The code I’ve got so far works fine, but I want to include in the output certain Majors with zero count. Having read around it looks like the solution is to include .drop = FALSE within count(), but I can’t get it to work.
#DATA
Sum22_Graduation_MajorsALL <- data.frame(Sum_2022_Graduation.Major_1 =c('CRJS', 'CRJS',
'ENGL', 'ENGL', 'JOE', 'DAN', 'HIST', 'PPE'), Sum_2022_Graduation.Major_2 =c('JOE', 'DAN', 'ENGL',
'HIST', 'PPE', 'CRJS', 'CRJS', 'PPE'))
#CODE SO FAR
Sum22_selectCOHSSgrad <- Sum22_Graduation_MajorsALL %>%
select(Sum_2022_Graduation.Major_1, Sum_2022_Graduation.Major_2) %>%
pivot_longer(cols = everything(), names_to = NULL, values_to = 'Majors') %>%
filter(Majors=='CRJS' | Majors=='ENGL' | Majors=='HIST' | Majors=='POLS' | Majors=='PPE') %>%
count(Majors, name = "Count")
But because POLS does not occur in Sum22_Graduation_MajorsALL, the output just doesn’t include POLS at all–whereas I would like it to include 'POLS'.......0. The documentation for dplyr seems to say that count(Majors, name = "Count", .drop = FALSE) should accomplish. I’m obviously using this incorrectly, but can someone kindly point out where is my error?
Thanks and happy thanksgiving!
>Solution :
The docs for dplyr::count() note that arguments can be passed through the ellipsis to dplyr::group_by() which has the .drop parameter:
.dropDrop groups formed by factor levels that don’t appear in the data? The default isTRUE
In your case, make Majors a factor, specifying the levels explicitly. Then set .drop = FALSE in your count() call.

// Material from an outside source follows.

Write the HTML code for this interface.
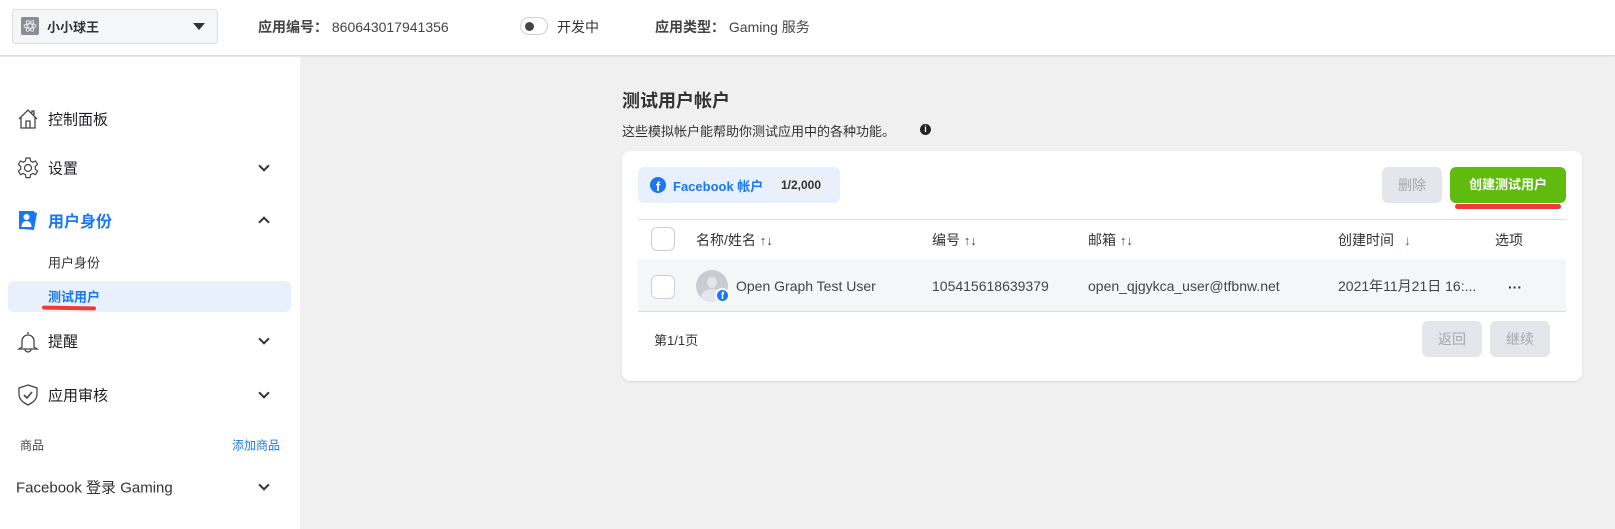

subjects_of_interest <- c("CRJS", "ENGL", "HIST", "POLS", "PPE")
Sum22_Graduation_MajorsALL |>
select(Sum_2022_Graduation.Major_1, Sum_2022_Graduation.Major_2) |>
pivot_longer(cols = everything(), names_to = NULL, values_to = "Majors") |>
filter(Majors %in% subjects_of_interest) |>
mutate(Majors = factor(Majors, levels = subjects_of_interest)) |>
count(Majors, name = "Count", .drop = FALSE)
# # A tibble: 5 × 2
# Majors Count
# <fct> <int>
# 1 CRJS 4
# 2 ENGL 3
# 3 HIST 2
# 4 POLS 0
# 5 PPE 3